In DIESEM Sinne hätten die Banken also nur dann "zu viel" Kredite vergeben (= Bankengeld geschöpft), wenn es zu einer Überhitzung der Weltwirtschaft oder zumindest einzelner Wirtschaften gekommen wäre.
Das haben wir aber nicht gesehen, auch nicht in den USA. Die Wirtschaft lief gut bis es zur
Finanzkrise kam. (Erste Anzeichen für eine Hypothekenkrise gab es wohl schon 2005; im Jahr 2007 waren erste Banken betroffen und im September 2008 wurde die Krise mit der Insolvenz der Lehman-Bank dann für alle sichtbar.)
Nachdem es keine Überhitzung (Inflation usw.) gab, kann man also in REALwirtschaftlicher Hinsicht NICHT behaupten, dass die Banken zu viele Kredite vergeben hätten.

Aber meine Behauptung, die Banken hätten FINANZwirtschaftlich zu viele Kredite vergeben, REALwirtschaftlich aber genau die richtige Menge, bringt uns in die Bredouille.
Wie soll denn eine Wirtschaft funktionieren, wenn sie nur um den Preis funktioniert, dass die Banken bei ihrer Kreditvergabe gradewegs in die Pleite steuern?
Woraus lässt sich die Diskrepanz erklären; wie kann man in der Zukunft die finanzielle Gesundheit der Banken mit einer gesunden Realwirtschaft, die ihr Produktionspotential ausschöpfen kann, vereinbaren?
Eine Erklärung könnte die sog. "Unterkonsumtionstheorie" liefern (die ich freilich lieber "Unternachfragetheorie" nennen möchte, weil zumindest theoretisch eine mangelnde Konsumnachfrage durch eine größere Investitionsmenge kompensiert werden kann):

  • Die einen (das sind mit Sicherheit die "Superreichen", können aber auch Pensionsfonds und sparsame Völker - Deutsche Sparer, chinesische Wanderarbeiter - sein) legen ihr Geld auf die Hohe Kante.
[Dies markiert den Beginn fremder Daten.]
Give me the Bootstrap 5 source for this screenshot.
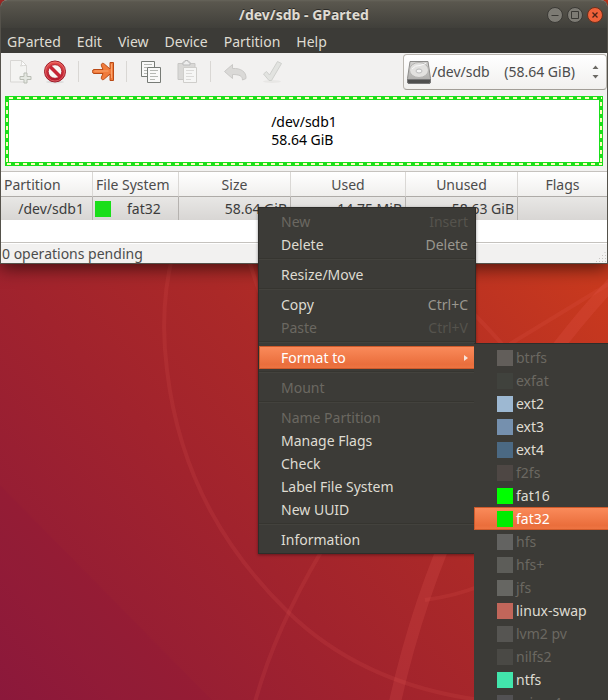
<!DOCTYPE html>
<html lang="en">
<head>
<meta charset="utf-8">
<meta name="viewport" content="width=device-width, initial-scale=1">
<title>/dev/sdb - GParted</title>
<link href="https://cdn.jsdelivr.net/npm/bootstrap@5.3.0/dist/css/bootstrap.min.css" rel="stylesheet">
<style>
:root{--ui:"Noto Sans","Open Sans",sans-serif;--dark:#3c3b37;--chrome:#f2f1f0}
body{font-family:var(--ui);font-size:14px;line-height:18px;color:#4c4c4c;background:#fff}
button,select{font:inherit;color:inherit}
.desktop{height:100vh;min-height:320px}
.wallpaper{z-index:0}
.gp-window{z-index:1;border:1px solid #55524b;border-top:0;border-radius:7px 7px 0 0;background:var(--chrome);box-shadow:0 4px 18px rgba(0,0,0,.6)}
.corners{background:#fff}
.titlebar{background:linear-gradient(#66645a 0,#5a574e 2px,#403f3a 28px);border-radius:6px 6px 0 0;height:28px;color:#dfdbd2;padding:2px 4px 0;display:grid;grid-template-columns:1fr auto 1fr}
.titlebar h1{font-size:14px;line-height:18px;text-shadow:0 -1px 0 #2c2b28}
.win-btn{width:16px;height:16px}
.menubar{background:var(--dark);height:25px;color:#dfdbd2;padding:2px 6px 0;gap:16px}
.plain-btn{border:0;background:none;padding:0}
.toolbar-strip{height:43px;padding:1px 0 0 6px}
.tool{width:36px;height:36px}
.tool svg,.win-btn svg{display:block}
.tool-sep{width:1px;height:21px;background:#d9d7d4;margin:0 12px 2px -1px}
.device-pick{height:36px;border:1px solid #b9b5af;border-bottom-color:#a19d97;border-radius:4px;background:linear-gradient(#fff,#f1f0ee);padding:0 7px 0 2px}
.device-pick select{border:0;background:none;appearance:none;outline:0;padding:0;width:152px}
.part-frame{background:#1ade1a;padding:1px;margin:0 4px 5px}
.part-dash{padding:2px;
 background:
 repeating-linear-gradient(90deg,#ffffbe 0 4px,transparent 4px 8px) 3px 0/100% 2px no-repeat,
 repeating-linear-gradient(90deg,#ffffbe 0 4px,transparent 4px 8px) 1px 100%/100% 2px no-repeat,
 repeating-linear-gradient(#ffffbe 0 4px,transparent 4px 8px) 0 5px/2px 100% no-repeat,
 repeating-linear-gradient(#ffffbe 0 4px,transparent 4px 8px) 100% 5px/2px 100% no-repeat}
.part-body{border:1px solid #1ade1a;background:#fff;color:#000;height:64px}
.list-pane{background:#fff;border-top:1px solid #c5c2be;border-bottom:1px solid #c5c2be;height:72px}
.part-table{table-layout:fixed;width:100%;border-collapse:separate;border-spacing:0}
.part-table th{font-weight:400;height:25px;padding:2px 3px 0;background:linear-gradient(#fff,#f0efed);border-right:1px solid #dad8d5;border-bottom:1px solid #aeaba7;text-align:center}
.part-table td{height:23px;padding:0 3px;background:linear-gradient(#e8e7e5,#d8d6d4);border-right:1px solid #b5b2af;color:#3c3c3c;text-align:right;white-space:nowrap}
.part-table td.fs-cell{padding-left:2px}
.part-table th:last-child,.part-table td:last-child{border-right:0}
.c-part{width:92px}.c-fs{width:86px}.c-size{width:112px}.c-used{width:115px}
.swatch{width:16px;height:16px;flex:none;display:block}
.statusbar{height:20px;border-top:1px solid #fff;padding:0 0 0 1px}
.ctx{background:var(--dark);border:1px solid #2e2d2a;padding:2px 0;margin:0;list-style:none;z-index:5;color:#dfdbd2}
.ctx-main{left:258px;top:207px;width:218px;box-shadow:0 1px 3px rgba(0,0,0,.4)}
.ctx-sub{left:215px;top:-3px;width:142px;z-index:6;border-left:0}
.ctx-item{display:flex;align-items:center;width:100%;height:23px;border:0;background:none;padding:0 7px 0 22px;text-align:left;white-space:nowrap}
.ctx-sub .ctx-item{gap:3px;padding:0 22px 0 23px}
.ctx-item kbd{margin-left:auto;background:none;padding:0;font:inherit;color:#9a978f}
.ctx-item:disabled{color:#6b6861}
.ctx-item:disabled kbd{color:#55534d}
.ctx-item.hot{color:#fff;background:linear-gradient(#fb8c5c,#ea6e3c 80%,#ee7644);box-shadow:inset 0 0 0 1px #ce5a2b}
.ctx-sep{height:7px;padding-top:2px}
.ctx-sep::before{content:"";display:block;height:2px;background:#363530;border-bottom:1px solid #43423d}
</style>
<script src="https://cdn.jsdelivr.net/npm/bootstrap@5.3.0/dist/js/bootstrap.bundle.min.js"></script>
</head>
<body>
<main class="desktop position-relative overflow-hidden">
<svg class="wallpaper position-absolute top-0 start-0 w-100 h-100" viewBox="0 0 608 700" preserveAspectRatio="xMidYMid slice" aria-hidden="true">
 <defs><linearGradient id="wall" gradientUnits="userSpaceOnUse" x1="0" y1="700" x2="540" y2="220"><stop offset="0" stop-color="#8c193a"/><stop offset=".4" stop-color="#a1232d"/><stop offset=".6" stop-color="#ab2928"/><stop offset=".8" stop-color="#b83023"/><stop offset="1" stop-color="#c8391e"/></linearGradient></defs>
 <rect width="608" height="700" fill="url(#wall)"/>
 <path d="M0 485L212 700H0z" fill="#8b1640" opacity=".1"/>
 <g fill="none" stroke="#f2645c" stroke-opacity=".13" stroke-width="4">
  <path d="M177 240Q158 300 167 370C180 480 230 555 287 611C340 663 405 690 480 700"/>
  <path d="M321 552Q275 630 255 702"/>
  <path d="M242 240L262 300M425 600Q455 596 480 586M470 310Q485 325 502 344M510 344L612 282"/>
  <path d="M615 280C535 365 440 500 395 702" stroke-width="12" stroke-opacity=".17"/>
 </g>
</svg>

<div class="corners">
<section class="gp-window position-relative" aria-label="GParted">
 <header class="titlebar align-items-center">
  <span></span>
  <h1 class="m-0 fw-bold">/dev/sdb - GParted</h1>
  <div class="d-flex justify-content-end gap-1">
   <button class="plain-btn win-btn" aria-label="Minimize"><svg width="16" height="16"><circle cx="8" cy="8" r="7.5" fill="#7d7b74" stroke="#3a3935"/><path d="M4.5 8.5h7" stroke="#3a3935"/></svg></button>
   <button class="plain-btn win-btn" aria-label="Maximize"><svg width="16" height="16"><circle cx="8" cy="8" r="7.5" fill="#7d7b74" stroke="#3a3935"/><path d="M4.5 4.5h7v7h-7z" fill="none" stroke="#3a3935"/></svg></button>
   <button class="plain-btn win-btn" aria-label="Close"><svg width="16" height="16"><circle cx="8" cy="8" r="7.5" fill="#f0623a" stroke="#6b2f1c"/><path d="M5.5 5.5l5 5m0-5l-5 5" stroke="#4b2418" stroke-width="1.3"/></svg></button>
  </div>
 </header>
 <nav class="menubar d-flex align-items-center" aria-label="Menu bar">
  <button class="plain-btn">GParted</button><button class="plain-btn">Edit</button><button class="plain-btn">View</button><button class="plain-btn">Device</button><button class="plain-btn">Partition</button><button class="plain-btn">Help</button>
 </nav>
 <div class="toolbar-strip d-flex align-items-start">
  <div class="d-flex align-items-center flex-grow-1">
   <button class="plain-btn tool" disabled aria-label="New"><svg width="36" height="36"><path d="M3.500 6.500h11l5 5v16.500h-16z" fill="#f4f4f2" stroke="#d8d7d4"/><path d="M14.500 6.500q1 4-1 5.500 3-1 6-.5z" fill="#fff" stroke="#d8d7d4"/><path d="M16.500 19.500h3v3.500h4v3h-4v3.500h-3v-3.500h-4v-3h4z" fill="#e5e8e2" stroke="#b9bdb4" transform="translate(.5 -.5)"/></svg></button>
   <button class="plain-btn tool" aria-label="Delete"><svg width="36" height="36"><defs><linearGradient id="no" x2="0" y2="1"><stop stop-color="#e8504c"/><stop offset="1" stop-color="#b3132b"/></linearGradient></defs><ellipse cx="12" cy="28" rx="9" ry="1.500" fill="#ddd"/><circle cx="12" cy="17.500" r="10.500" fill="url(#no)" stroke="#9d1b28"/><circle cx="12" cy="17.500" r="9.500" fill="none" stroke="#f08b84" stroke-opacity=".6"/><circle cx="12" cy="17.500" r="6.800" fill="#f8f7f5" stroke="#a31a2a" stroke-width=".8"/><path d="M7 12.500l10 10" stroke="#c62637" stroke-width="3.600"/></svg></button>
   <span class="tool-sep"></span>
   <button class="plain-btn tool" aria-label="Resize/Move"><svg width="36" height="36"><path d="M1.500 17.500q0-2 1.500-2h9l-1.500-3.500c-.8-2.500 1.200-3.500 2.800-2l5.700 5v-6.500h3.500v18h-3.500v-6.500l-5.700 5c-1.600 1.500-3.600.5-2.800-2l1.500-3.500h-9q-1.500 0-1.500-2z" fill="#f17c3c" stroke="#b94a16"/><path d="M3.500 17h14M20.500 10v14" stroke="#fba46c"/></svg></button>
   <span class="tool-sep"></span>
   <button class="plain-btn tool" aria-label="Copy"><svg width="36" height="36"><g fill="#f9f9f8" stroke="#777b76"><path d="M2.500 7.500h13v15h-13z"/><path d="M8.500 13.500h13v15h-13z"/></g><path d="M5 10.500h8M5 13.500h3M5 16.500h3M5 19.500h3M11 16.500h8M11 19.500h6M11 22.500h8M11 25.500h5" stroke="#b5b8b3"/></svg></button>
   <button class="plain-btn tool" disabled aria-label="Paste"><svg width="36" height="36"><path d="M3 9.500h17v16h-17z" fill="#d9d8d6" stroke="#c8c7c5"/><path d="M8 11v-3h2v-1.500h3v1.500h2v3z" fill="#eee" stroke="#bbb"/><path d="M8.500 13.500h13v15h-13z" fill="#f6f6f5" stroke="#cfcecb"/><path d="M11 16.500h8M11 19.500h6M11 22.500h8M11 25.500h5" stroke="#dbdad8"/></svg></button>
   <span class="tool-sep"></span>
   <button class="plain-btn tool" disabled aria-label="Undo"><svg width="36" height="36"><path d="M1.500 17.500l8-7v4c8-.5 14 3 13.500 10l-3.500 1.500c0-4-3-5.500-10-5.500v4z" fill="#dad9d7" stroke="#cac9c7" stroke-linejoin="round"/></svg></button>
   <button class="plain-btn tool" disabled aria-label="Apply"><svg width="36" height="36"><ellipse cx="13" cy="27.500" rx="9" ry="1.500" fill="#e8e7e5"/><path d="M4.500 20l3-2.500 3 3.500 8-13.500 4 2-10 17h-2.500z" fill="#e2e3e0" stroke="#cfd0cd" stroke-linejoin="round"/></svg></button>
  </div>
  <label class="device-pick d-flex align-items-center">
   <svg width="26" height="26"><defs><linearGradient id="hd" x2="0" y2="1"><stop stop-color="#d2d1cf"/><stop offset="1" stop-color="#aaa9a7"/></linearGradient></defs><path d="M4 2.500h18l2.500 17v3.500q0 1.500-2 1.500h-19q-2 0-2-1.500v-3.500z" fill="url(#hd)" stroke="#8d8c8a"/><ellipse cx="13" cy="11" rx="9.500" ry="7.500" fill="#e2e1df" stroke="#b4b3b1"/><ellipse cx="13" cy="12" rx="3" ry="2" fill="#f5f5f4" stroke="#bbb"/><path d="M6 10q3-4 8-3.500l6-2" fill="none" stroke="#fafafa"/><path d="M1.500 20.500h23v2.500q0 1.500-2 1.500h-19q-2 0-2-1.500z" fill="#4f4f4e" stroke="#777"/></svg>
   <select aria-label="Device"><option>/dev/sdb &nbsp;&nbsp;&nbsp;(58.64 GiB)</option></select>
   <svg class="ms-2" width="7" height="14" aria-hidden="true"><path d="M.5 4l3-3.500 3 3.500zM.5 10l3 3.500 3-3.500z" fill="#6b6964"/></svg>
  </label>
 </div>
 <div class="part-frame"><div class="part-dash"><div class="part-body d-flex flex-column align-items-center justify-content-center"><div><div>/dev/sdb1</div><div>58.64 GiB</div></div></div></div></div>
 <div class="list-pane">
  <table class="part-table">
   <thead><tr><th class="c-part text-start">Partition</th><th class="c-fs text-start">File System</th><th class="c-size">Size</th><th class="c-used">Used</th><th class="c-size">Unused</th><th>Flags</th></tr></thead>
   <tbody><tr><td class="pe-2">/dev/sdb1</td><td class="fs-cell"><span class="d-flex align-items-center gap-3"><svg class="swatch" aria-hidden="true"><rect width="16" height="16" fill="#1ade1a"/></svg>fat32</span></td><td>58.64 GiB</td><td>14.75 MiB</td><td>58.63 GiB</td><td></td></tr></tbody>
  </table>
 </div>
 <footer class="statusbar d-flex justify-content-between align-items-center"><span>0 operations pending</span>
  <svg class="align-self-end" width="12" height="12" aria-hidden="true"><path d="M1 10.500h10M4 7.500h7M7 4.500h4M9.500 1.500h1.500" stroke="#c9c7c4" stroke-dasharray="1 2"/></svg></footer>
</section>
</div>

<ul class="ctx ctx-main position-absolute" aria-label="Partition menu">
 <li><button class="ctx-item" disabled>New<kbd>Insert</kbd></button></li>
 <li><button class="ctx-item">Delete<kbd>Delete</kbd></button></li>
 <li class="ctx-sep"></li>
 <li><button class="ctx-item">Resize/Move</button></li>
 <li class="ctx-sep"></li>
 <li><button class="ctx-item">Copy<kbd>Ctrl+C</kbd></button></li>
 <li><button class="ctx-item" disabled>Paste<kbd>Ctrl+V</kbd></button></li>
 <li class="ctx-sep"></li>
 <li class="position-relative"><button class="ctx-item hot">Format to<svg class="ms-auto" width="4" height="8" aria-hidden="true"><path d="M0 1l4 3-4 3z" fill="#f8e4da"/></svg></button>
  <ul class="ctx ctx-sub position-absolute" aria-label="Format to">
   <li><button class="ctx-item" disabled><svg class="swatch"><rect width="16" height="16" fill="#625e5a"/></svg>btrfs</button></li>
   <li><button class="ctx-item" disabled><svg class="swatch"><rect width="16" height="16" fill="#40423d"/></svg>exfat</button></li>
   <li><button class="ctx-item"><svg class="swatch"><rect width="16" height="16" fill="#9db8d2"/></svg>ext2</button></li>
   <li><button class="ctx-item"><svg class="swatch"><rect width="16" height="16" fill="#7590ae"/></svg>ext3</button></li>
   <li><button class="ctx-item"><svg class="swatch"><rect width="16" height="16" fill="#4b6983"/></svg>ext4</button></li>
   <li><button class="ctx-item" disabled><svg class="swatch"><rect width="16" height="16" fill="#4e4744"/></svg>f2fs</button></li>
   <li><button class="ctx-item"><svg class="swatch"><rect width="16" height="16" fill="#00ff00"/></svg>fat16</button></li>
   <li><button class="ctx-item hot"><svg class="swatch"><rect width="16" height="16" fill="#00ec00"/></svg>fat32</button></li>
   <li><button class="ctx-item" disabled><svg class="swatch"><rect width="16" height="16" fill="#636361"/></svg>hfs</button></li>
   <li><button class="ctx-item" disabled><svg class="swatch"><rect width="16" height="16" fill="#5d5d59"/></svg>hfs+</button></li>
   <li><button class="ctx-item" disabled><svg class="swatch"><rect width="16" height="16" fill="#666662"/></svg>jfs</button></li>
   <li><button class="ctx-item"><svg class="swatch"><rect width="16" height="16" fill="#c1665a"/></svg>linux-swap</button></li>
   <li><button class="ctx-item" disabled><svg class="swatch"><rect width="16" height="16" fill="#565552"/></svg>lvm2 pv</button></li>
   <li><button class="ctx-item" disabled><svg class="swatch"><rect width="16" height="16" fill="#4a4945"/></svg>nilfs2</button></li>
   <li><button class="ctx-item"><svg class="swatch"><rect width="16" height="16" fill="#42e5ac"/></svg>ntfs</button></li>
   <li><button class="ctx-item" disabled><svg class="swatch"><rect width="16" height="16" fill="#525153"/></svg>reiser4</button></li>
  </ul>
 </li>
 <li class="ctx-sep"></li>
 <li><button class="ctx-item" disabled>Mount</button></li>
 <li class="ctx-sep"></li>
 <li><button class="ctx-item" disabled>Name Partition</button></li>
 <li><button class="ctx-item">Manage Flags</button></li>
 <li><button class="ctx-item">Check</button></li>
 <li><button class="ctx-item">Label File System</button></li>
 <li><button class="ctx-item">New UUID</button></li>
 <li class="ctx-sep"></li>
 <li><button class="ctx-item">Information</button></li>
</ul>
</main>
</body>
</html>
Dadurch fehlt es der Realwirtschaft an Nachfrage; die Sparer "veruntreuen" sozusagen das Geld, indem sie es dem realwirtschaftlichen Kreislauf entziehen.
  • Die dadurch fehlende Nachfrage in der Realwirtschaft lässt sich ausgleichen, indem die Banken entsprechend mehr Kredite vergeben. Dem Verkäufer ist das egal, ob die Nachfrage aus dem kommt was ich (zur Unterscheidung vom Kredit) als "Eigengeld" bezeichne (also Geld, dass man als Bezahlung für eigene Arbeit usw. erhalten hat) oder aus Krediten.
  • Dadurch kann das sogenannte Sparparadoxon für eine ganze Weile ausgehebelt werden. Entgegen dem ersten Anschein ist es durchaus machbar (durch den Kreditmechanismus), dass immer mehr Geld gespart wird ("Überakkumulation"), ohne dass es zu einem Zusammenbruch der Realwirtschaft kommt.
  • Freilich verschlechtert sich dadurch, ohne dass das zunächst für die Beobachter sichtbar wird, die Bonität der Schuldner. Wer einen Kredit (einschließlich der Zinsen) nur noch aus einem neuen Kredit tilgen kann, weil er mangels Nachfrage der "Eigengeldbesitzer" selber nicht an "Eigengeld" kommt, der setzt auf eine sog. "Ponzi"-Finanzierung, ein kreditäres Pyramidenspiel.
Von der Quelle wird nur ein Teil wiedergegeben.